Implementing image signing at build time and verification at runtime establishes a strong chain of trust—ensuring only authorized, unmodified images are deployed. Each image is signed with a private key and later verified using a corresponding public key, preventing attackers from injecting malicious or unauthorized content into production environments.
Unsigned or tampered images would be flagged and blocked before deployment, significantly reducing the risk of compromise and reinforcing security from development to runtime.
When to Verify?
At the Kubernetes Control Plane (Admission Webhooks)
- Purpose: Blocks deployment of unverified images at cluster entry.
- Outcome: Enforces policy before workloads are created.
Our Solution for Container Image Signature Verification
Our container image signature verification solution is designed to enhance software supply chain security by ensuring only trusted images are deployed into your container environments. It offers a flexible and robust policy-based approach that integrates seamlessly into existing container security workflows.
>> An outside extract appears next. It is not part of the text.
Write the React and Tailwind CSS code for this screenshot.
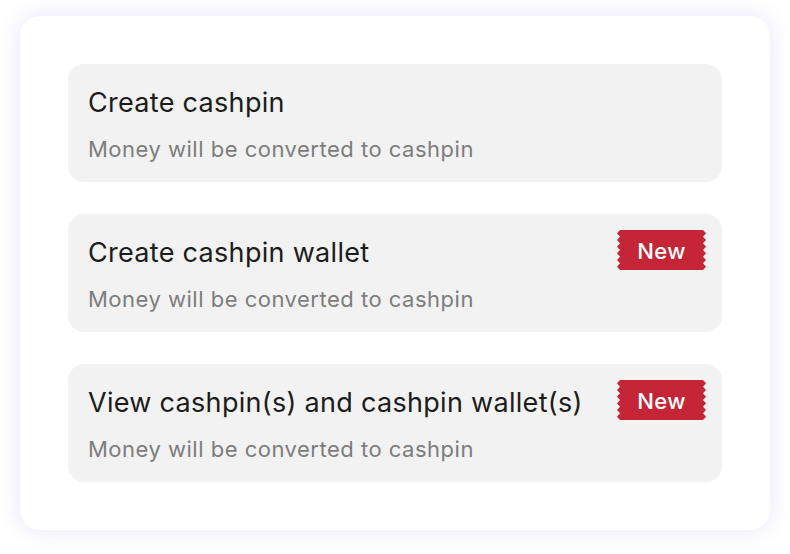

Policy-Driven Verification at Deployment
Integrated into the admission control phase, our solution allows you to enforce signature verification as part of your container security policies. You can configure image validation rules during deployment to ensure compliance before workloads are admitted into the cluster.
Granular Control & Flexibility
Define verification methods, manage signature attestors e.g. key pairs,and set match /exclusion rules based on image sources, names, or labels. This flexibility allows tailored policies for different environments, use cases, or risk profiles.
Support for Multi-Key Verification
Enable multiple signature validations per image to satisfy the needs of Dev, Security, and Operations teams. Each team can independently sign off on an image, ensuring accountability and reducing deployment risk.
Enforcement-First Approach
Enforce policy rules to block unauthorized or unsigned images from being deployed, preventing supply chain threats and reducing the attack surface of your production environment. Non-compliant images are rejected before reaching runtime.
Flexible Policy Management
Configuration is available through a web console UI for ease of use or Policy-as-Code (YAML/JSON) for DevSecOps pipelines. This enables both interactive management and CI/CD integration.
Visibility & Auditability
Gain full visibility into verification events with logs, metrics, and alerts to support compliance audits and incident investigation.
Our solution brings together security, usability, and operational efficiency, helping organizations adopt a zero-trust approach to container deployments and build trust in their software supply chain.
Customer Benefits
Stronger Supply Chain Security
Customers can prevent the deployment of tampered or untrusted container images, reducing the risk of software supply chain attacks and ensuring that only verified code runs in production.
Policy Flexibility Across Teams
With support for multiple signatures per image and customizable rules, organizations can tailor policies to meet the unique needs of Dev, Sec, and Ops teams—enhancing collaboration without sacrificing security.
Faster Incident Response and Compliance Readiness
Built-in logging and audit trails improve visibility and accountability, helping customers quickly trace security incidents and simplify compliance with standards like NIST, ISO 27001, PCI DSS, and HIPAA.
Seamless Integration into CI/CD Pipelines
Whether managed via web UI or policy-as-code, the solution supports automated enforcement in DevOps workflows, enabling secure deployments without slowing down innovation.
Reduced Risk to Production Environments
Enforced blocking of unauthorized images ensures that misconfigurations or attacks (e.g., cryptojacking, lateral movement via unverified images) are stopped before they impact critical systems.
Conclusion
Image signing and runtime verification are essential safeguards in securing the software supply chain and reducing the risk of container compromise. At Trend Micro, we developed a custom image verification solution that verifies signatures at the Container lifecycle—an approach we detail in this talk, including how we sign and encode image payloads for deployment integrity.
Implementing image signature verification strengthens container security by ensuring only trusted, untampered images are deployed. By adopting tools and building a robust end-to-end verification process, organizations can significantly improve their security posture and maintain trust across containerized environments.